Mobile money has emerged as a crucial element in the push toward a cashless economy in Uganda, . Recent data reveals that approximately 80% of mobile money transactions originate from users in the informal sector, indicating a notable embrace of cashless payments in this segment.
Despite the significant volume of transactions by the informal sector, telecom companies report that they contribute only 20% to the total transacted value. According to Mr. Richard Yego, the MTN Mobile Money managing director, this trend suggests a faster adoption of cashless payments in the informal sector compared to the formal segment.
In an interview with Daily Monitor, Mr. Yego highlighted that high-value transactions, constituting the bulk of the total transaction value, predominantly come from the remaining 20% of users in the formal sector. This dichotomy results in an 80:20 scenario, with high volume and low-value transactions characterizing the informal sector and high-value, low-volume transactions dominating the formal segment.
Mr. Yego further elaborated that around 80% of transactions fall within the range of zero to Shs60,000, with 15% ranging from Shs60,000 to Shs250,000. The remaining 5% of transactions, mostly occurring in the formal sector, range from Shs250,000 to Shs5 million.
MTN’s recent announcement indicated a significant surge in daily transactions, reaching an average of Shs8 billion in exchange for goods and services through its mobile money pay platform by October. This amount marked a doubling from the previous 12 months, emphasizing the growing prominence of mobile money in daily transactions.
David Birungi, the Airtel public relations manager, echoed this sentiment, noting a noticeable uptick in Airtel Money pay usage. He observed that Ugandans are increasingly embracing digital financial literacy, contributing to the growing preference for cashless payments.

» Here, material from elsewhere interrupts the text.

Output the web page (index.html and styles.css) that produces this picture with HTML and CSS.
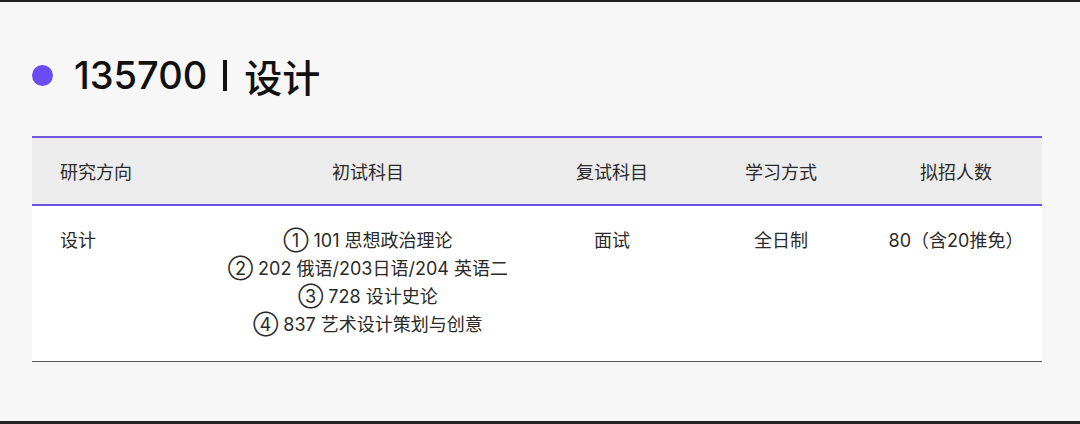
FILE: index.html
```html
<!DOCTYPE html>
<html lang="zh">
<head>
<meta charset="utf-8">
<link rel="stylesheet" href="styles.css">
</head>
<body>
<div class="page">
  <h1 class="title"><span class="dot"></span><span class="title-text">135700<span class="sep"></span>设计</span></h1>
  <div class="table">
    <div class="row head">
      <div class="cell left">研究方向</div>
      <div class="cell">初试科目</div>
      <div class="cell">复试科目</div>
      <div class="cell">学习方式</div>
      <div class="cell">拟招人数</div>
    </div>
    <div class="row body">
      <div class="cell left">设计</div>
      <div class="cell">① 101 思想政治理论<br>② 202 俄语/203日语/204 英语二<br>③ 728 设计史论<br>④ 837 艺术设计策划与创意</div>
      <div class="cell">面试</div>
      <div class="cell">全日制</div>
      <div class="cell">80（含20推免）</div>
    </div>
  </div>
</div>
</body>
</html>
```
FILE: styles.css
```css
html, body {
  margin: 0;
  padding: 0;
}
body {
  width: 1080px;
  height: 424px;
  background: #f7f7f7;
  font-family: Inter, "Noto Sans CJK SC", sans-serif;
  color: #2a2a2a;
  overflow: hidden;
}
.page {
  height: 419px;
  border-top: 2px solid #222;
  border-bottom: 3px solid #222;
  padding: 0 38px 0 32px;
}
.title {
  margin: 0;
  height: 134px;
  display: flex;
  align-items: center;
  gap: 21px;
  font-size: 38px;
  font-weight: 500;
  color: #111;
  box-sizing: border-box;
  padding-top: 12px;
}
.dot {
  width: 21px;
  height: 21px;
  border-radius: 50%;
  background: #6a4cf5;
  flex: none;
}
.title-text {
  display: flex;
  align-items: center;
}
.sep {
  display: inline-block;
  width: 4px;
  height: 31px;
  background: #111;
  margin: 0 17px 0 16px;
}
.table {
  width: 1010px;
}
.row {
  display: grid;
  grid-template-columns: 172px 328px 160px 178px 172px;
  font-size: 18px;
}
.head {
  background: #ececec;
  border-top: 2px solid #7259e0;
  border-bottom: 2px solid #6b52de;
  height: 66px;
  align-items: center;
}
.body {
  background: #fff;
  border-bottom: 1px solid #555;
  padding: 21px 0 22px;
  line-height: 28px;
  align-items: start;
}
.cell {
  text-align: center;
}
.cell.left {
  text-align: left;
  padding-left: 28px;
}
```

Mobile money’s pivotal role in achieving a cashless economy is evident, with the Bank of Uganda relying on technology-based platforms to reshape the payment system. Data from the Bank of Uganda revealed that, as of December 2022, mobile money pay registered significant values, recording 10.8 million payments through MTN mobile money pay alone, amounting to Shs1.2 trillion.
This figure could have been higher when considering Airtel Money pay transactions. Notably, the value from MTN surpassed debit cards and exceeded other platforms such as credit cards and points of sale during the same period. Debit cards emerged as the leader in terms of digital payments outside the realm of mobile money, surpassing points of sale and credit cards.